══ Stored data

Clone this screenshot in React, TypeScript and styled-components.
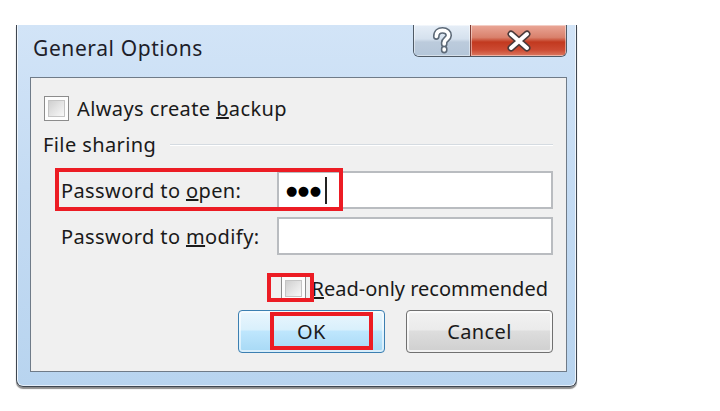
import React, { FunctionComponent, ReactNode } from 'react'
import styled, { createGlobalStyle } from 'styled-components'

const GlobalStyle = createGlobalStyle`
  html, body {
    margin: 0;
    padding: 0;
    background: #fff;
  }
  body {
    font-family: 'Noto Sans', 'Open Sans', sans-serif;
    color: #1a1a1a;
  }
`

const Page = styled.div`
  width: 720px;
  height: 411px;
  padding: 25px 0 0 16px;
  box-sizing: border-box;
`

const Window = styled.div`
  width: 561px;
  height: 362px;
  box-sizing: border-box;
  display: flex;
  flex-direction: column;
  padding: 0 9px 14px 13px;
  background: linear-gradient(180deg, #d2e4f7 0%, #c4dbf3 45%, #b8d4ef 100%);
  border: 1px solid #3e4650;
  border-top: none;
  border-radius: 0 0 7px 7px;
  box-shadow:
    inset 1px 0 0 #eef5fc,
    inset -1px 0 0 #eef5fc,
    inset 0 -1px 0 #e4eef9,
    0 2px 1px rgba(0, 0, 0, 0.45);
`

const TitleBar = styled.div`
  height: 52px;
  display: flex;
  justify-content: space-between;
  align-items: flex-start;
`

const Title = styled.div`
  font-size: 21px;
  letter-spacing: 0.6px;
  padding: 9px 0 0 3px;
  color: #1e1e2a;
`

const CaptionButtons = styled.div`
  display: flex;
  height: 32px;
  border: 1px solid #4f5a66;
  border-top: none;
  border-radius: 0 0 6px 6px;
  overflow: hidden;
  box-sizing: border-box;
`

const CaptionButton = styled.div<{ $close?: boolean }>`
  width: ${p => (p.$close ? '95px' : '56px')};
  display: flex;
  align-items: center;
  justify-content: center;
  background: ${p =>
    p.$close
      ? 'linear-gradient(180deg, #eaa798 0%, #d9816c 40%, #c2391f 55%, #cc4a32 80%, #dc7a62 100%)'
      : 'linear-gradient(180deg, #e6eef7 0%, #d5e1ee 45%, #bccbdc 55%, #b4c6d9 100%)'};
  border-left: ${p => (p.$close ? '1px solid #7d3b33' : 'none')};
  box-shadow: inset 0 0 0 1px rgba(255, 255, 255, 0.45);
`

const Panel = styled.div`
  flex: 1;
  display: flex;
  flex-direction: column;
  background: #f0f0f0;
  border: 1px solid #6f7b88;
  padding: 0 13px;
  font-size: 20px;
  letter-spacing: 0.4px;
`

const CheckRow = styled.label`
  display: flex;
  align-items: center;
  gap: 8px;
  margin-top: 18px;
  height: 25px;
`

const Box = styled.span`
  position: relative;
  flex: none;
  width: 25px;
  height: 25px;
  box-sizing: border-box;
  border: 1px solid #8c8c8c;
  background: #fdfdfd;

  &::after {
    content: '';
    position: absolute;
    inset: 3px;
    border: 1px solid #c4c4c4;
    background: linear-gradient(135deg, #cfcfcf 0%, #e6e6e6 55%, #f8f8f8 100%);
  }
`

const GroupHeader = styled.div`
  display: flex;
  align-items: center;
  gap: 14px;
  margin: 9px 0 0 -1px;
  height: 28px;

  &::after {
    content: '';
    flex: 1;
    height: 1px;
    background: #d5dbe1;
    box-shadow: 0 1px 0 #fff;
  }
`

const FieldRows = styled.div`
  display: flex;
  flex-direction: column;
  gap: 8px;
  margin-top: 13px;
`

const FieldRow = styled.div`
  position: relative;
  display: grid;
  grid-template-columns: 1fr 276px;
  align-items: center;
`

const FieldLabel = styled.span`
  padding-left: 17px;
`

const Field = styled.div`
  height: 38px;
  box-sizing: border-box;
  border: 2px solid #b9bcc0;
  background: #fff;
  display: flex;
  align-items: center;
  padding-left: 7px;
`

const Dots = styled.span`
  font-size: 13px;
  letter-spacing: 0.5px;
  color: #000;
  font-family: 'DejaVu Sans', sans-serif;
`

const Caret = styled.span`
  width: 2px;
  height: 27px;
  margin-left: 3px;
  background: #222;
`

const Mark = styled.span<{ $left: number; $top: number; $w: number; $h: number }>`
  position: absolute;
  left: ${p => p.$left}px;
  top: ${p => p.$top}px;
  width: ${p => p.$w}px;
  height: ${p => p.$h}px;
  box-sizing: border-box;
  border: 4px solid #ec1c24;
  pointer-events: none;
`

const ReadOnlyRow = styled.div`
  display: flex;
  justify-content: flex-end;
  align-items: center;
  gap: 6px;
  margin-top: 21px;
  padding-right: 5px;
  height: 25px;
  letter-spacing: 0;
`

const Anchor = styled.span`
  position: relative;
  display: flex;
`

const Buttons = styled.div`
  display: flex;
  justify-content: flex-end;
  gap: 21px;
  margin-top: 9px;
`

const Button = styled.div<{ $primary?: boolean }>`
  position: relative;
  width: 147px;
  height: 43px;
  box-sizing: border-box;
  display: flex;
  align-items: center;
  justify-content: center;
  border-radius: 4px;
  border: 1px solid ${p => (p.$primary ? '#3c7fb1' : '#707070')};
  background: ${p =>
    p.$primary
      ? 'linear-gradient(180deg, #eaf6fd 0%, #d9f0fc 45%, #bee6fd 50%, #a7d9f5 100%)'
      : 'linear-gradient(180deg, #f2f2f2 0%, #ebebeb 45%, #dddddd 50%, #cfcfcf 100%)'};
  box-shadow: inset 0 0 0 2px ${p => (p.$primary ? 'rgba(255,255,255,0.55)' : 'rgba(255,255,255,0.7)')};
`

const questionPath =
  'M5.5 8.5 C5.5 4.5 8 3 11 3 C14.5 3 16.5 5 16.5 7.5 C16.5 10.5 12.5 11 12.5 14 L12.5 15 M12.5 19.5 L12.5 20.5'

const HelpIcon = () => (
  <svg width="25" height="27" viewBox="0 0 22 24">
    <path d={questionPath} fill="none" stroke="#5d6a78" strokeWidth="6" strokeLinecap="round" strokeLinejoin="round" />
    <path d={questionPath} fill="none" stroke="#fff" strokeWidth="3.2" strokeLinecap="round" strokeLinejoin="round" />
  </svg>
)

const CloseIcon = () => (
  <svg width="26" height="22" viewBox="0 0 26 22">
    <path d="M5 4 L21 18 M21 4 L5 18" stroke="#4a3a3a" strokeWidth="7" strokeLinecap="round" />
    <path d="M5 4 L21 18 M21 4 L5 18" stroke="#fff" strokeWidth="4" strokeLinecap="round" />
  </svg>
)

const Check: FunctionComponent<{ children: ReactNode }> = ({ children }) => (
  <CheckRow>
    <Box />
    <span>{children}</span>
  </CheckRow>
)

const App: FunctionComponent = () => (
  <Page>
    <GlobalStyle />
    <Window>
      <TitleBar>
        <Title>General Options</Title>
        <CaptionButtons>
          <CaptionButton>
            <HelpIcon />
          </CaptionButton>
          <CaptionButton $close>
            <CloseIcon />
          </CaptionButton>
        </CaptionButtons>
      </TitleBar>
      <Panel>
        <Check>
          Always create <u>b</u>ackup
        </Check>
        <GroupHeader>File sharing</GroupHeader>
        <FieldRows>
          <FieldRow>
            <FieldLabel>
              Password to <u>o</u>pen:
            </FieldLabel>
            <Field>
              <Dots>●●●</Dots>
              <Caret />
            </Field>
            <Mark $left={11} $top={-3} $w={288} $h={43} />
          </FieldRow>
          <FieldRow>
            <FieldLabel>
              Password to <u>m</u>odify:
            </FieldLabel>
            <Field />
          </FieldRow>
        </FieldRows>
        <ReadOnlyRow>
          <Anchor>
            <Box />
            <Mark $left={-14} $top={-3} $w={47} $h={29} />
          </Anchor>
          <span>
            <u>R</u>ead-only recommended
          </span>
        </ReadOnlyRow>
        <Buttons>
          <Button $primary>
            OK
            <Mark $left={31} $top={1} $w={103} $h={38} />
          </Button>
          <Button>Cancel</Button>
        </Buttons>
      </Panel>
    </Window>
  </Page>
)

export default App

════

Copy all the lines above that hold the string "components".

**Solution to this task:**
Clone this screenshot in React, TypeScript and styled-components.
import styled, { createGlobalStyle } from 'styled-components'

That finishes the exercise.